Stated task >> Repeat, exactly and completely, the material that follows. Omit the pictures.

START Information shown

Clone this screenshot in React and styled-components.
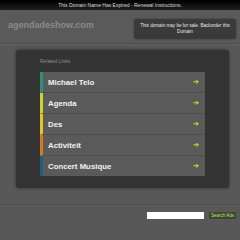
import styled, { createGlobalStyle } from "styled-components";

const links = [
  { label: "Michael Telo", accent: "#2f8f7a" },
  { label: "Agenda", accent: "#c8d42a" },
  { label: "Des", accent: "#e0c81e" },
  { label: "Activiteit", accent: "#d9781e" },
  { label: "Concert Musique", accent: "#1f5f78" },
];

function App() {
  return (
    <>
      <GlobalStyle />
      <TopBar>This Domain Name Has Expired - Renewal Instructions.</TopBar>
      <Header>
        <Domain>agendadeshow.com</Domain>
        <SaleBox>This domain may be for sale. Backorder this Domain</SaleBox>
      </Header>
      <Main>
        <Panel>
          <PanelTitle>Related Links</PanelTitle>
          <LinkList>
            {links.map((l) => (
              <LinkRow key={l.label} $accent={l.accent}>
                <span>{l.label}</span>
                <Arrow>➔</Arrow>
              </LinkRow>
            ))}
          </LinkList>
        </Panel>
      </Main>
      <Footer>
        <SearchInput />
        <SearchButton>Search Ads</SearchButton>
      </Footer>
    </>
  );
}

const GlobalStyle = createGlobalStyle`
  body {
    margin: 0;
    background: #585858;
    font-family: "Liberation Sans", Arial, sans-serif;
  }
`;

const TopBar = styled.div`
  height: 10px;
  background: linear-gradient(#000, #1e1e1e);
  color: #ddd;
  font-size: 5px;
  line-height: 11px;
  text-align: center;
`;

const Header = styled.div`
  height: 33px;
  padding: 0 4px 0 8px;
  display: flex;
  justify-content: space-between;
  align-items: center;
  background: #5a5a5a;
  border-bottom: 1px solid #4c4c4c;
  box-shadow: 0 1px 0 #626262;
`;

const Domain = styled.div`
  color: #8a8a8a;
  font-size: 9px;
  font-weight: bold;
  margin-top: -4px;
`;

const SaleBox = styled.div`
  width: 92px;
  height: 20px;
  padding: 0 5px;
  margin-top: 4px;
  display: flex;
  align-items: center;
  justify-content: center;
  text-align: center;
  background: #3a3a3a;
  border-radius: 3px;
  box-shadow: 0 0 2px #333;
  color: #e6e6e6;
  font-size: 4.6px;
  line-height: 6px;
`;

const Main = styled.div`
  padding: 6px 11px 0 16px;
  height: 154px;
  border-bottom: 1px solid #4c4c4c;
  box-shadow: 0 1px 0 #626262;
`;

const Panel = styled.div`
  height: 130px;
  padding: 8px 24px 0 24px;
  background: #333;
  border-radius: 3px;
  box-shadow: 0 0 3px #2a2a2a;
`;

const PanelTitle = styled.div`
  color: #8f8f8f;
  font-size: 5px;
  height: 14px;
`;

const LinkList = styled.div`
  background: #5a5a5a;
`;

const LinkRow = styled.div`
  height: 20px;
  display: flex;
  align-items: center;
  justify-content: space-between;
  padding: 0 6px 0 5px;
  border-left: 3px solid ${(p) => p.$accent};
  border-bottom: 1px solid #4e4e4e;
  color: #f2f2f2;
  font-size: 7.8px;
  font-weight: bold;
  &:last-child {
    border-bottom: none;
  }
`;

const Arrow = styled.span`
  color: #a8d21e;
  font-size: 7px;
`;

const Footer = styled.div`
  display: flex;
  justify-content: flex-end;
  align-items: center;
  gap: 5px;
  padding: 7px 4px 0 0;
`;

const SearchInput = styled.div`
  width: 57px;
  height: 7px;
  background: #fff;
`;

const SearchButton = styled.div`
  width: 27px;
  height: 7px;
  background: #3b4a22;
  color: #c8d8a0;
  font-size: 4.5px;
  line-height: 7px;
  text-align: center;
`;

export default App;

END Information shown

Finished exercise >>
Clone this screenshot in React and styled-components.
import styled, { createGlobalStyle } from "styled-components";

const links = [
  { label: "Michael Telo", accent: "#2f8f7a" },
  { label: "Agenda", accent: "#c8d42a" },
  { label: "Des", accent: "#e0c81e" },
  { label: "Activiteit", accent: "#d9781e" },
  { label: "Concert Musique", accent: "#1f5f78" },
];

function App() {
  return (
    <>
      <GlobalStyle />
      <TopBar>This Domain Name Has Expired - Renewal Instructions.</TopBar>
      <Header>
        <Domain>agendadeshow.com</Domain>
        <SaleBox>This domain may be for sale. Backorder this Domain</SaleBox>
      </Header>
      <Main>
        <Panel>
          <PanelTitle>Related Links</PanelTitle>
          <LinkList>
            {links.map((l) => (
              <LinkRow key={l.label} $accent={l.accent}>
                <span>{l.label}</span>
                <Arrow>➔</Arrow>
              </LinkRow>
            ))}
          </LinkList>
        </Panel>
      </Main>
      <Footer>
        <SearchInput />
        <SearchButton>Search Ads</SearchButton>
      </Footer>
    </>
  );
}

const GlobalStyle = createGlobalStyle`
  body {
    margin: 0;
    background: #585858;
    font-family: "Liberation Sans", Arial, sans-serif;
  }
`;

const TopBar = styled.div`
  height: 10px;
  background: linear-gradient(#000, #1e1e1e);
  color: #ddd;
  font-size: 5px;
  line-height: 11px;
  text-align: center;
`;

const Header = styled.div`
  height: 33px;
  padding: 0 4px 0 8px;
  display: flex;
  justify-content: space-between;
  align-items: center;
  background: #5a5a5a;
  border-bottom: 1px solid #4c4c4c;
  box-shadow: 0 1px 0 #626262;
`;

const Domain = styled.div`
  color: #8a8a8a;
  font-size: 9px;
  font-weight: bold;
  margin-top: -4px;
`;

const SaleBox = styled.div`
  width: 92px;
  height: 20px;
  padding: 0 5px;
  margin-top: 4px;
  display: flex;
  align-items: center;
  justify-content: center;
  text-align: center;
  background: #3a3a3a;
  border-radius: 3px;
  box-shadow: 0 0 2px #333;
  color: #e6e6e6;
  font-size: 4.6px;
  line-height: 6px;
`;

const Main = styled.div`
  padding: 6px 11px 0 16px;
  height: 154px;
  border-bottom: 1px solid #4c4c4c;
  box-shadow: 0 1px 0 #626262;
`;

const Panel = styled.div`
  height: 130px;
  padding: 8px 24px 0 24px;
  background: #333;
  border-radius: 3px;
  box-shadow: 0 0 3px #2a2a2a;
`;

const PanelTitle = styled.div`
  color: #8f8f8f;
  font-size: 5px;
  height: 14px;
`;

const LinkList = styled.div`
  background: #5a5a5a;
`;

const LinkRow = styled.div`
  height: 20px;
  display: flex;
  align-items: center;
  justify-content: space-between;
  padding: 0 6px 0 5px;
  border-left: 3px solid ${(p) => p.$accent};
  border-bottom: 1px solid #4e4e4e;
  color: #f2f2f2;
  font-size: 7.8px;
  font-weight: bold;
  &:last-child {
    border-bottom: none;
  }
`;

const Arrow = styled.span`
  color: #a8d21e;
  font-size: 7px;
`;

const Footer = styled.div`
  display: flex;
  justify-content: flex-end;
  align-items: center;
  gap: 5px;
  padding: 7px 4px 0 0;
`;

const SearchInput = styled.div`
  width: 57px;
  height: 7px;
  background: #fff;
`;

const SearchButton = styled.div`
  width: 27px;
  height: 7px;
  background: #3b4a22;
  color: #c8d8a0;
  font-size: 4.5px;
  line-height: 7px;
  text-align: center;
`;

export default App;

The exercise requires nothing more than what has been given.